[DS&AL] 트라이(Trie) 설명

February 7, 2026

Trie

Trie는 문자열을 저장하고 효율적으로 탐색하기 위한 트리 형태의 자료 구조를 말합니다. 검색 시 사용하는 자동 완성, 사전 검색 등의 문자열을 탐색하는 것에 특화되어 있는 자료 구조라고 할 수 있습니다.

Trie 알고리즘의 작동원리는 다음과 같습니다.

한 문자열에서 다ㅓ음에 나오는 문자가 현재 문자의 자식 노드가 되고, 위 이미지의 빨간색 노드가 문자열의 끝을 의미합니다.
다음 글자에 해당하는 노드가 연결되어 있다면, 그 노드를 계속 타고 따라갑니다.
루트에서 내려가는 경로에서 만나는 글자들을 모으면, 찾고자 하는 문자열의 접두사를 얻을 수 있습니다.
“rebro”를 예시로 든다면,
- r -> re -> reb -> rebr -> rebro로 이어집니다. 각 노드는 접두사를 별도로 저장할 필요 없이, 문자 하나만 저장해도 충분합니다.
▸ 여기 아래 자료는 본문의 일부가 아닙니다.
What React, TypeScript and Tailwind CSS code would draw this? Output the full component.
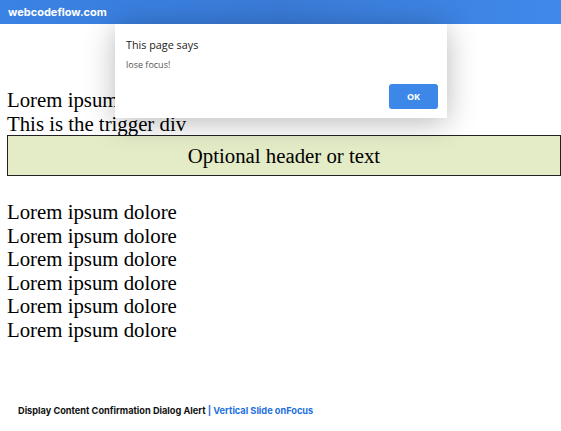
import React from 'react'

const lines = Array.from({ length: 6 }, () => 'Lorem ipsum dolore')

const App: React.FC = () => {
  return (
    <div className="relative w-[561px] h-[431px] bg-white overflow-hidden">
      {/* Top bar */}
      <div className="h-6 flex items-center px-2 bg-gradient-to-r from-[#3a82e4] via-[#3a7bd8] to-[#4089ea]">
        <span className="text-white text-[11px] font-bold font-['Inter',sans-serif]">webcodeflow.com</span>
      </div>

      {/* Page content */}
      <div className="pt-[64px] px-[7px] font-['Liberation_Serif',serif] text-[20.8px] leading-[23.5px] text-black">
        <div>Lorem ipsum</div>
        <div>This is the trigger div</div>
        <div className="w-[554px] h-[41px] flex items-center justify-center border border-[#222] bg-[#e3ebc7]">
          Optional header or text
        </div>
        <div className="mt-[24px]">
          {lines.map((t, i) => (
            <div key={i}>{t}</div>
          ))}
        </div>
      </div>

      {/* Footer */}
      <div className="absolute left-[18px] top-[404px] text-[9.2px] font-bold font-['Inter',sans-serif] text-[#111]">
        Display Content Confirmation Dialog Alert <span className="text-[#1b6fe0]">| Vertical Slide onFocus</span>
      </div>

      {/* Alert dialog */}
      <div className="absolute left-[115px] top-6 w-[332px] h-[94px] bg-white shadow-[0_4px_28px_rgba(0,0,0,0.28)] font-['Open_Sans',sans-serif]">
        <div className="pl-[11px] pt-[13px] text-[10.8px] text-[#222]">This page says</div>
        <div className="pl-[11px] pt-[5px] text-[9px] text-[#555]">lose focus!</div>
        <div className="absolute right-[9px] bottom-[9px] w-[49px] h-[25px] rounded-[3px] bg-[#3c87e8] flex items-center justify-center text-white text-[9px] font-bold">
          OK
        </div>
      </div>
    </div>
  )
}

export default App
Trie의 시간복잡도는 다음과 같이 설명할 수 있습니다.

제일 긴 문자열 길이를 L, 총 문자열 수를 M이라 했을 때, 생성 시간복잡도는 O(ML)
- 모든 문자열들을 넣어야 하는데, 이 Trie 구조에 넣는 것은 가장 긴 문자열만큼 시간이 소요됨.
탐색 시 시간복잡도 : O(L)

Trie 구현

Trie는 파이썬으로 다음과 같이 구현할 수 있습니다.

from collections import deque

class Node:
    def __init__(self, key, data=None):
        self.key = key
        self.data = data      # 단어 끝이면 전체 문자열 저장 (flag 역할)
        self.children = {}    # char -> Node
class Trie:
    def __init__(self):
        self.head = Node(None)

    def insert(self, string):
        current_node = self.head
        for char in string:
            if char not in current_node.children:
                current_node.children[char] = Node(char)
            current_node = current_node.children[char]
        current_node.data = string
    def search(self, string):
        current_node = self.head
        for char in string:
            if char not in current_node.children:
                return False
            current_node = current_node.children[char]
        return current_node.data is not None
    def starts_with(self, prefix):
        current_node = self.head

        # 1) prefix 노드까지 이동
        for ch in prefix:
            if ch not in current_node.children:
                return []   # None 대신 빈 리스트 추천
            current_node = current_node.children[ch]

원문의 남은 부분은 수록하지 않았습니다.